> **Dataset excerpt**:
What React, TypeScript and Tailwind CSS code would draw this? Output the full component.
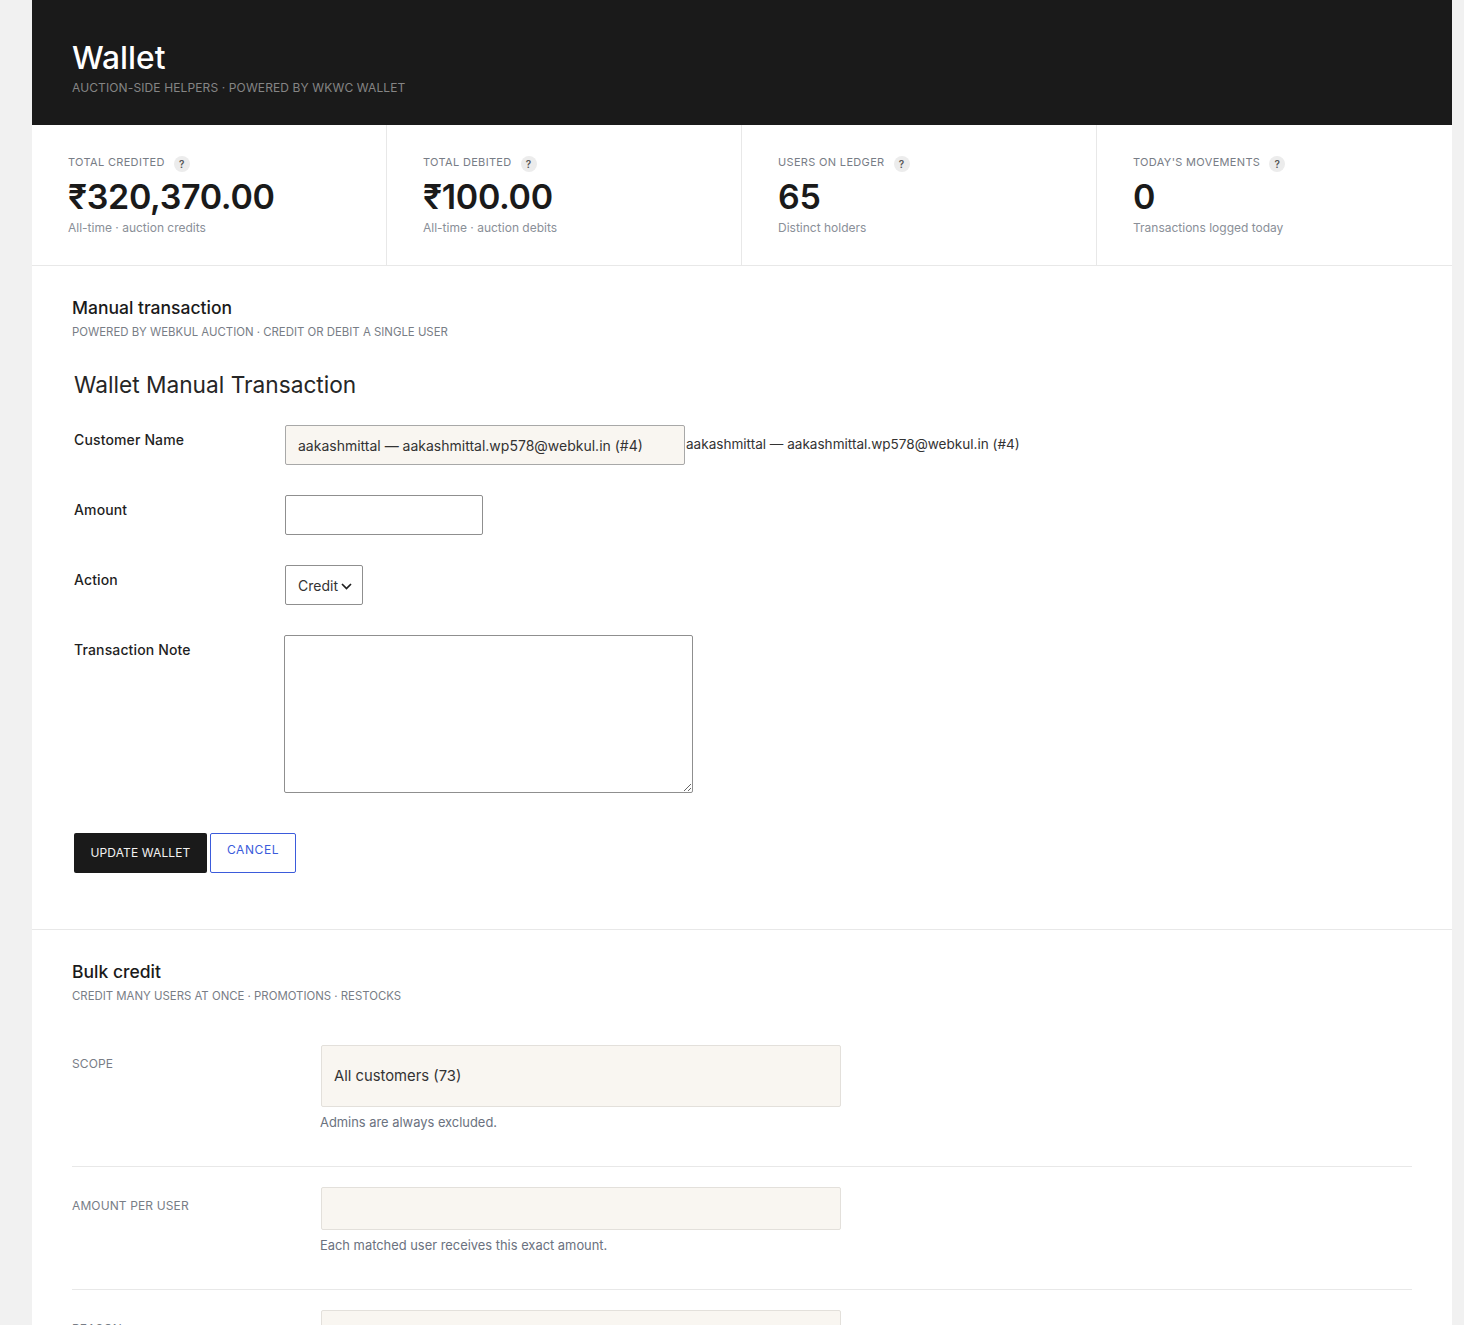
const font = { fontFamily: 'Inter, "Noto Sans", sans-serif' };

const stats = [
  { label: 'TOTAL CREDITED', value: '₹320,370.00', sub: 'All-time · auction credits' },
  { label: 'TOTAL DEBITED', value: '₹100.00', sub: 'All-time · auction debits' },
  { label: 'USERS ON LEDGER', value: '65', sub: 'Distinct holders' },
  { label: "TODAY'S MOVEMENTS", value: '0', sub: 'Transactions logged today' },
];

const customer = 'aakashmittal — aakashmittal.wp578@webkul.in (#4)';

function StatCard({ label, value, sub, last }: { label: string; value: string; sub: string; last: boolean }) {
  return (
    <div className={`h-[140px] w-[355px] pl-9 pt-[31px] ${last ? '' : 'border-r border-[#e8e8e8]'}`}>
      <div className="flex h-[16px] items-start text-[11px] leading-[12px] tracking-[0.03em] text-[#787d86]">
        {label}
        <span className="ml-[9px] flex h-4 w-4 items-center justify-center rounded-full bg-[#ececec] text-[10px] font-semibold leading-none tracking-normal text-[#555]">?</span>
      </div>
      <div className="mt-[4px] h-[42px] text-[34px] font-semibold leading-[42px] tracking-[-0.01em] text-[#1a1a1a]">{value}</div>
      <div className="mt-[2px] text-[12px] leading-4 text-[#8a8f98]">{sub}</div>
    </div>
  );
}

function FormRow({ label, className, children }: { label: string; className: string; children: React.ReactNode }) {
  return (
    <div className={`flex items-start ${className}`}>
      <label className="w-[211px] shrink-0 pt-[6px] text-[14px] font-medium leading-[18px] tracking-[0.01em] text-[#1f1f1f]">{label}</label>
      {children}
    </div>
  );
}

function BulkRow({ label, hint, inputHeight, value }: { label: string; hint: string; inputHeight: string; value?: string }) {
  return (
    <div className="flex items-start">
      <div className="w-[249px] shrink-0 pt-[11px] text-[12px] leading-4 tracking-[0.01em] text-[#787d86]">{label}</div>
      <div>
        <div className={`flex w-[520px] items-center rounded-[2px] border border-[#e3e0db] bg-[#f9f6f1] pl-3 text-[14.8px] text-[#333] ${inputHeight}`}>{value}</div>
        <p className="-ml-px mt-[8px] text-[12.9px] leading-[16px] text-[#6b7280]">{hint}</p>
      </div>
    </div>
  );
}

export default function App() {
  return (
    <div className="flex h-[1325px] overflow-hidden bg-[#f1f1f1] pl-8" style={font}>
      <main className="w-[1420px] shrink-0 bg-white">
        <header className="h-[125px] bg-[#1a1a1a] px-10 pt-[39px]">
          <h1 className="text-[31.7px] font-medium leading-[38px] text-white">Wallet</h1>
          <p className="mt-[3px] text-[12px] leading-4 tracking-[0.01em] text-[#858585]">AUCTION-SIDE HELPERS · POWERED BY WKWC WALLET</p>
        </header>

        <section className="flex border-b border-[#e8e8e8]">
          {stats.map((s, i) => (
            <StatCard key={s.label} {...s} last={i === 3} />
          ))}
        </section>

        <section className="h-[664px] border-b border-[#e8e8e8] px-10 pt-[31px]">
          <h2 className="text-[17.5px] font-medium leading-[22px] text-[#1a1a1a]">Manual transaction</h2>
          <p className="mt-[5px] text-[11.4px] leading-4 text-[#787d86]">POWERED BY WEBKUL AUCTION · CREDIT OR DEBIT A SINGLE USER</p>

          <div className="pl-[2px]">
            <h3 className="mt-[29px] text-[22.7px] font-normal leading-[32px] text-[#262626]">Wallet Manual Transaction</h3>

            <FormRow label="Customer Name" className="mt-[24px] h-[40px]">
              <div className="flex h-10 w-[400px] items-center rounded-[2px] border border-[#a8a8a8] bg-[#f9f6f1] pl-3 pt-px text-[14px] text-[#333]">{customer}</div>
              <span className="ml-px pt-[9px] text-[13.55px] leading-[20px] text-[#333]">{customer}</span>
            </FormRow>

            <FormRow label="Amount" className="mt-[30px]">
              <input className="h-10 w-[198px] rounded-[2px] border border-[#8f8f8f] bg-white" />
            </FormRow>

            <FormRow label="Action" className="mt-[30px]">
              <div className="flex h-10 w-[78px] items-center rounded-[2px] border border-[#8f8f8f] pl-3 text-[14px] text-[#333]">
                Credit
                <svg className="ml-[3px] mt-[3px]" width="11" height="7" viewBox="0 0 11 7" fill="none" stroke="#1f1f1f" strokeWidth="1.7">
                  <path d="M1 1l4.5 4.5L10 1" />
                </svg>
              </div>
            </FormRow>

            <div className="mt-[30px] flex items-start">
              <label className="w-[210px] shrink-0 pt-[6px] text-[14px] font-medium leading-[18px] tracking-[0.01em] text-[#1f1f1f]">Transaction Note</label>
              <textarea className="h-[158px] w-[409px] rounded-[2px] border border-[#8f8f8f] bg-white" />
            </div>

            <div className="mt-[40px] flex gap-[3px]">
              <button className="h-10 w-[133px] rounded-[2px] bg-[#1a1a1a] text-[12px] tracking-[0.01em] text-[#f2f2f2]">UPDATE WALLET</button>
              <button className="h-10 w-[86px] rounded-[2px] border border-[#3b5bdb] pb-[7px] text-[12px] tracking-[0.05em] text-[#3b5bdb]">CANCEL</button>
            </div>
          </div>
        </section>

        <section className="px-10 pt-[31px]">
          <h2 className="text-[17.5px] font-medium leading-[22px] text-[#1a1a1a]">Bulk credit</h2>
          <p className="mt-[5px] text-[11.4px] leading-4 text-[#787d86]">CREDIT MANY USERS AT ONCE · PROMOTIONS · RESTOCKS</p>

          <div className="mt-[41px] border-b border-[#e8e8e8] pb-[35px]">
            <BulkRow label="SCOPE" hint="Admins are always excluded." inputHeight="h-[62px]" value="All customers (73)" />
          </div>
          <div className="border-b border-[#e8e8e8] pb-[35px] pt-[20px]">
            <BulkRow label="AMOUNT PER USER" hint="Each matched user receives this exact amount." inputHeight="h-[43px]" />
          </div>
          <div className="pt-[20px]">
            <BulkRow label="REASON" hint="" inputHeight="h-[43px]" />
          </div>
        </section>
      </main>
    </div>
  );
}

> **Exercise**:
From the opening line of the listing above through the line bearing "const customer = 'aakashmittal", repeat each line exactly. Drop every picture.

> **Task solution**:
What React, TypeScript and Tailwind CSS code would draw this? Output the full component.
const font = { fontFamily: 'Inter, "Noto Sans", sans-serif' };

const stats = [
  { label: 'TOTAL CREDITED', value: '₹320,370.00', sub: 'All-time · auction credits' },
  { label: 'TOTAL DEBITED', value: '₹100.00', sub: 'All-time · auction debits' },
  { label: 'USERS ON LEDGER', value: '65', sub: 'Distinct holders' },
  { label: "TODAY'S MOVEMENTS", value: '0', sub: 'Transactions logged today' },
];

const customer = 'aakashmittal — aakashmittal.wp578@webkul.in (#4)';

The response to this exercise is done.